Consortium 2012

 

Plants are one of Earth’s greatest resources. They are sources of food, medicines and materials with vast economic and cultural importance. They stabilize ecosystems and form the habitats that sustain the planet’s animal life. They are also threatened by climate change, environmental factors and human interaction. There are an estimated 400,000 species of vascular plants on Earth, with some 10 percent more yet to be discovered. These plants, both known and unknown may hold answers to some of the world’s health, social and economic problems. A full inventory of plant life is vital if their full potential is to be realized before many of these species, and the possibilities they offer, become extinct.

In 2002, the United Nations (U.N.) Convention on Biological Diversity adopted a Global Strategy for Plant Conservation (GSPC). This was subsequently updated in 2010 with the aim of halting the loss of plant species worldwide by 2020. The U.N. Convention on Biological Diversity is the most widely supported international environmental agreement and involves most of the world’s governments. The updated GSPC includes 16 targets to be achieved by the year 2020; Target One of the GSPC states the need for “An online flora of all known plants.”

Responding to this 2020 target, in early 2012 four of the world’s leading plant science institutions agreed to collaborate to support the development of the World Flora Online. The Missouri Botanical Garden, The New York Botanical Garden, the Royal Botanic Garden Edinburgh and the Royal Botanic Gardens, Kew signed a Memorandum of Understanding detailing their intent to work together to spearhead the development of a World Flora Online. They will be joined in this work by a large number of other botanical institutions worldwide collaborating to deliver this vital new initiative to support conservation and sustainable management of the world’s plant resources.

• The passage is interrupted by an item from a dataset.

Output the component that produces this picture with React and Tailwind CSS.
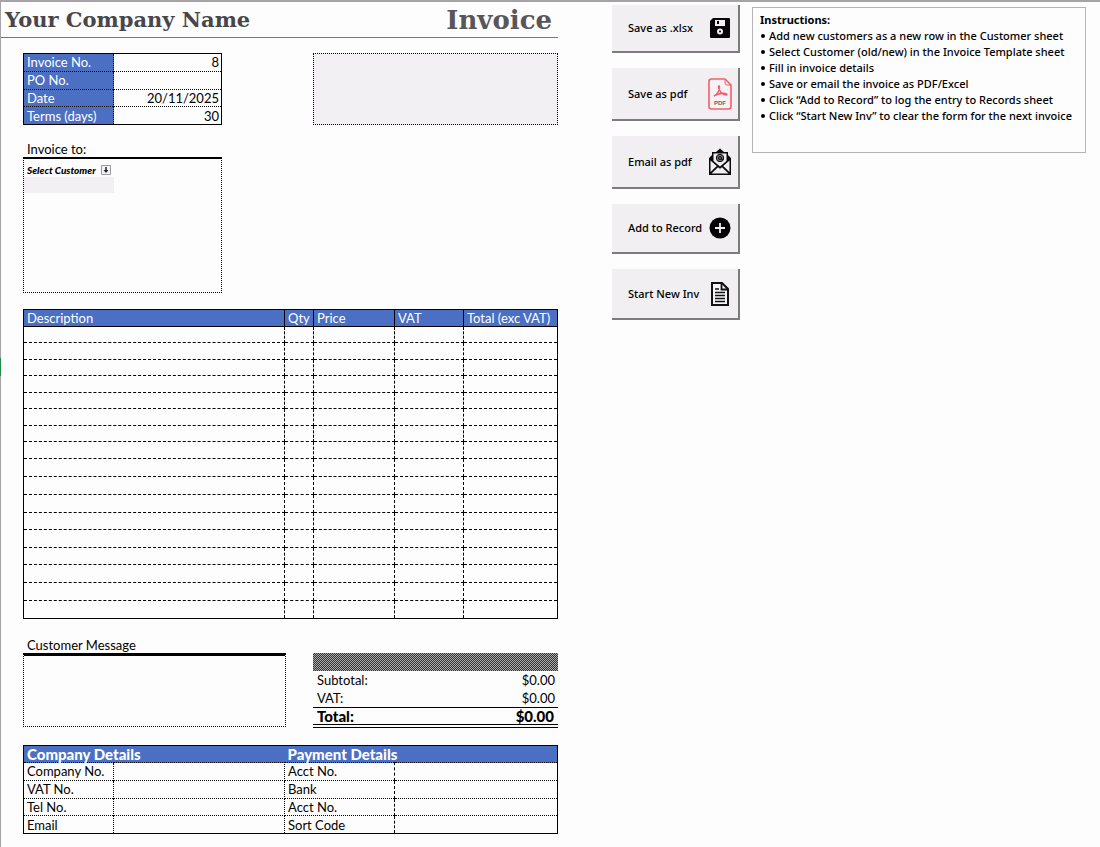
import React from "react";

const SHEET_FONT = "font-['Lato','Liberation_Sans',sans-serif]";
const UI_FONT = "font-['Noto_Sans','Open_Sans',sans-serif]";

const meta = [
  ["Invoice No.", "8"],
  ["PO No.", ""],
  ["Date", "20/11/2025"],
  ["Terms (days)", "30"],
];

const details = [
  ["Company No.", "Acct No."],
  ["VAT No.", "Bank"],
  ["Tel No.", "Acct No."],
  ["Email", "Sort Code"],
];

const instructions = [
  "Add new customers as a new row in the Customer sheet",
  "Select Customer (old/new) in the Invoice Template sheet",
  "Fill in invoice details",
  "Save or email the invoice as PDF/Excel",
  "Click “Add to Record” to log the entry to Records sheet",
  "Click “Start New Inv” to clear the form for the next invoice",
];

const rowHeights = [
  "h-[16px]", "h-[17px]", "h-[16px]", "h-[17px]", "h-[16px]", "h-[17px]",
  "h-[16px]", "h-[17px]", "h-[18px]", "h-[18px]", "h-[18px]", "h-[17px]",
  "h-[18px]", "h-[17px]", "h-[18px]", "h-[18px]", "h-[18px]",
];

function DiskIcon() {
  return (
    <svg width="20" height="20" viewBox="0 0 20 20" aria-hidden="true">
      <path d="M3 0H19Q20 0 20 1V19Q20 20 19 20H1Q0 20 0 19V3Z" fill="#050505" />
      <path d="M5 2H15V8H5Z" fill="#f1eff2" />
      <path d="M7 3H9V6H7Z" fill="#050505" />
      <circle cx="10" cy="13.5" r="3" fill="#f1eff2" />
      <circle cx="10" cy="13.5" r="1" fill="#050505" />
    </svg>
  );
}

function PdfIcon() {
  return (
    <svg width="24" height="32" viewBox="0 0 24 32" aria-hidden="true">
      <path d="M3.5 1H17L23 7V28.5Q23 31 20.500 31H3.500Q1 31 1 28.500V3.500Q1 1 3.500 1Z" fill="#f8f2f4" stroke="#f0606c" strokeWidth="1.600" />
      <path d="M17 1V5Q17 7 19 7H23" fill="none" stroke="#f0606c" strokeWidth="1" />
      <path d="M6 18C9 17 12 12 11.500 8.500C11.200 7 10 8 10.700 10C12 14 15 17 18.500 17C20 16.500 18 15 15 15.200C11 15.500 8 16.500 6 18Z" fill="none" stroke="#f0606c" strokeWidth="1.400" />
      <text x="12" y="26.500" textAnchor="middle" fontSize="6" fontWeight="700" fontFamily="Liberation Sans, sans-serif" fill="#666">PDF</text>
    </svg>
  );
}

function MailIcon() {
  return (
    <svg width="24" height="28" viewBox="0 0 24 28" aria-hidden="true">
      <path d="M1 10L4 7V4H8L12 0.500L16 4H20V7L23 10V27H1Z" fill="#0a0a0a" />
      <path d="M5.500 5.500H18.500V13L12 18.500L5.500 13Z" fill="#f1eff2" />
      <path d="M2.500 12.500L8.800 18L2.500 24Z" fill="#f1eff2" />
      <path d="M21.500 12.500L15.200 18L21.500 24Z" fill="#f1eff2" />
      <path d="M3.500 25.500L10 19.300L12 20.700L14 19.300L20.500 25.500Z" fill="#f1eff2" />
      <circle cx="12" cy="10" r="3.700" fill="#777" stroke="#0a0a0a" strokeWidth="1" />
      <circle cx="12" cy="10" r="1.500" fill="none" stroke="#0a0a0a" strokeWidth="1" />
      <path d="M13.500 9V11.500H15.500" fill="none" stroke="#0a0a0a" strokeWidth="0.800" />
    </svg>
  );
}

function PlusIcon() {
  return (
    <svg width="22" height="22" viewBox="0 0 22 22" aria-hidden="true">
      <circle cx="11" cy="11" r="10.500" fill="#050505" />
      <path d="M11 6V16M6 11H16" stroke="#f1eff2" strokeWidth="1.800" />
    </svg>
  );
}

function PageIcon() {
  return (
    <svg width="18" height="24" viewBox="0 0 18 24" aria-hidden="true">
      <path d="M1 1H11L17 7V23H1Z" fill="#f6f4f7" stroke="#111" strokeWidth="2" />
      <path d="M10.500 1V7.500H17" fill="none" stroke="#111" strokeWidth="1.800" />
      <path d="M4 7H8M4 10.500H14M4 13.500H14M4 16.500H14M4 19.500H14" stroke="#111" strokeWidth="1.400" />
    </svg>
  );
}

const actions = [
  { label: "Save as .xlsx", Icon: DiskIcon, height: "h-[48px]" },
  { label: "Save as pdf", Icon: PdfIcon, height: "h-[53px]" },
  { label: "Email as pdf", Icon: MailIcon, height: "h-[53px]" },
  { label: "Add to Record", Icon: PlusIcon, height: "h-[50px]" },
  { label: "Start New Inv", Icon: PageIcon, height: "h-[51px]" },
];

function MetaTable() {
  return (
    <table className="h-[72px] w-[199px] table-fixed border-collapse border border-black text-[13px] leading-4">
      <colgroup>
        <col className="w-[90px]" />
        <col />
      </colgroup>
      <tbody>
        {meta.map(([label, value]) => (
          <tr key={label} className="border-t border-dotted border-black first:border-solid">
            <th scope="row" className="border-r border-dotted border-black bg-[#4a6fc3] p-0 pl-[3px] text-left font-normal text-white">
              {label}
            </th>
            <td className="p-0 pr-[2px] text-right">{value}</td>
          </tr>
        ))}
      </tbody>
    </table>
  );
}

function ItemsTable() {
  const head = "border border-black bg-[#4a6fc3] p-0 pl-[3px] text-left font-normal text-white whitespace-nowrap";
  const cell = "border border-dashed border-black p-0";
  return (
    <table className="w-full table-fixed border-collapse border border-black text-[13px] leading-[15px]">
      <colgroup>
        <col />
        <col className="w-[29px]" />
        <col className="w-[81px]" />
        <col className="w-[69px]" />
        <col className="w-[94px]" />
      </colgroup>
      <thead>
        <tr className="h-[17px]">
          <th scope="col" className={head}>Description</th>
          <th scope="col" className={head}>Qty</th>
          <th scope="col" className={head}>Price</th>
          <th scope="col" className={head}>VAT</th>
          <th scope="col" className={head}>Total (exc VAT)</th>
        </tr>
      </thead>
      <tbody className="[&>tr:last-child>td]:[border-bottom-style:solid]">
        {rowHeights.map((height, i) => (
          <tr key={i} className={height}>
            <td className={cell + " [border-left-style:solid]"} />
            <td className={cell} />
            <td className={cell} />
            <td className={cell} />
            <td className={cell + " [border-right-style:solid]"} />
          </tr>
        ))}
      </tbody>
    </table>
  );
}

function Totals() {
  return (
    <div className="w-[245px]">
      <div className="h-[18px] bg-[repeating-conic-gradient(#333_0_25%,#aaa_0_50%)] bg-[length:2px_2px]" />
      <dl className="text-[13px] leading-[18px]">
        <div className="flex justify-between pr-[3px] pl-1">
          <dt>Subtotal:</dt>
          <dd>$0.00</dd>
        </div>
        <div className="flex justify-between pr-[3px] pl-1">
          <dt>VAT:</dt>
          <dd>$0.00</dd>
        </div>
        <div className="flex justify-between border-t border-b-4 border-black pr-1 pl-1 text-[15px] leading-4 font-black [border-bottom-style:double]">
          <dt>Total:</dt>
          <dd>$0.00</dd>
        </div>
      </dl>
    </div>
  );
}

function DetailsTable() {
  const label = "border-t border-dotted border-black p-0 pl-[3px] text-left font-normal";
  const blank = "border border-dotted border-black p-0";
  return (
    <table className="h-[89px] w-full table-fixed border-collapse border border-black text-[13px] leading-4">
      <colgroup>
        <col className="w-[90px]" />
        <col />
        <col className="w-[110px]" />
        <col className="w-[163px]" />
      </colgroup>
      <thead>
        <tr className="bg-[#4a6fc3] text-left text-[15px] text-white">
          <th scope="colgroup" colSpan={2} className="p-0 pl-[3px] font-black">Company Details</th>
          <th scope="colgroup" colSpan={2} className="p-0 pl-[3px] font-black">Payment Details</th>
        </tr>
      </thead>
      <tbody>
        {details.map(([company, payment]) => (
          <tr key={company}>
            <th scope="row" className={label}>{company}</th>
            <td className={blank} />
            <th scope="row" className={label}>{payment}</th>
            <td className="border-t border-l border-dotted border-black p-0 [border-left-style:dashed]" />
          </tr>
        ))}
      </tbody>
    </table>
  );
}

export default function App() {
  return (
    <div className="relative flex min-h-screen items-start border-t-2 border-l border-[#a5a3a6] bg-[#fefdfe] text-black">
      <span className="absolute top-[356px] -left-px h-[18px] w-px bg-[#1f8a45]" />
      <main className={"w-full max-w-[557px] shrink-0 " + SHEET_FONT}>
        <header className="flex h-9 items-center justify-between border-b border-[#777] pr-[6px] pl-1 font-['DejaVu_Serif',serif] font-bold text-[#48464a]">
          <h1 className="text-[21px] leading-8">Your Company Name</h1>
          <p className="text-[26px] leading-8 text-[#58565a]">Invoice</p>
        </header>

        <div className="pl-[22px]">
          <section className="flex items-start justify-between pt-[15px]">
            <MetaTable />
            <div className="h-[72px] w-[245px] border border-dotted border-black bg-[#f2f0f3]" />
          </section>

          <section className="w-[199px] pt-4">
            <label htmlFor="customer" className="block pl-1 text-[13px] leading-4">Invoice to:</label>
            <div className="h-[136px] border border-t-2 border-dotted border-black [border-top-style:solid]">
              <div className="flex h-[18px] items-center pt-1 pl-[3px]">
                <select
                  id="customer"
                  className="w-[74px] appearance-none bg-transparent text-[10px] leading-3 font-black italic outline-none"
                >
                  <option>Select Customer</option>
                </select>
                <svg width="10" height="10" viewBox="0 0 10 10" aria-hidden="true">
                  <path d="M0.500 0.500H9.500V9.500H0.500Z" fill="#f4f4f8" stroke="#999" />
                  <path d="M5 2V6" stroke="#223" strokeWidth="1.500" />
                  <path d="M2.500 5H7.500L5 8Z" fill="#223" />
                </svg>
              </div>
              <div className="h-4 w-[90px] bg-[#f2f0f3]" />
            </div>
          </section>

          <section className="pt-4">
            <ItemsTable />
          </section>

          <section className="flex items-start justify-between pt-[18px]">
            <div className="w-[263px]">
              <label htmlFor="message" className="block pl-1 text-[13px] leading-4">Customer Message</label>
              <textarea
                id="message"
                className="block h-[74px] w-full resize-none border border-t-[3px] border-dotted border-black bg-transparent p-1 text-[13px] outline-none [border-top-style:solid]"
              />
            </div>
            <div className="pt-4">
              <Totals />
            </div>
          </section>

          <section className="pt-[17px]">
            <DetailsTable />
          </section>
        </div>
      </main>

      <nav className={"ml-[54px] flex w-[128px] shrink-0 flex-col gap-[15px] pt-[3px] " + UI_FONT} aria-label="Invoice actions">
        {actions.map(({ label, Icon, height }) => (
          <button
            key={label}
            type="button"
            className={
              "flex items-center border-r-2 border-b-2 border-[#7d7b7e] bg-[#f1eff2] pl-4 text-left text-[11px] leading-4 font-medium whitespace-nowrap " +
              height
            }
          >
            <span className="flex-1">{label}</span>
            <span className="flex w-9 justify-center">
              <Icon />
            </span>
          </button>
        ))}
      </nav>

      <aside className={"mt-[5px] mr-[14px] ml-3 h-[146px] min-w-0 flex-1 border border-[#b5b3b6] py-1 pl-[7px] text-[11px] leading-4 font-medium " + UI_FONT}>
        <h2 className="font-bold">Instructions:</h2>
        <ul>
          {instructions.map((line) => (
            <li key={line} className="flex items-center gap-1 pl-px whitespace-nowrap">
              <span className="size-1 rounded-full bg-black" />
              {line}
            </li>
          ))}
        </ul>
      </aside>
    </div>
  );
}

The Missouri Botanical Garden is at the forefront of the urgent struggle to discover, understand and conserve the world’s botanical diversity as species and habitats rapidly diminish. With scientists working in 35 countries on six continents around the globe, the Missouri Botanical Garden has one of the three largest plant science programs in the world and a mission “to discover and share knowledge about plants and their environment in order to preserve and enrich life.”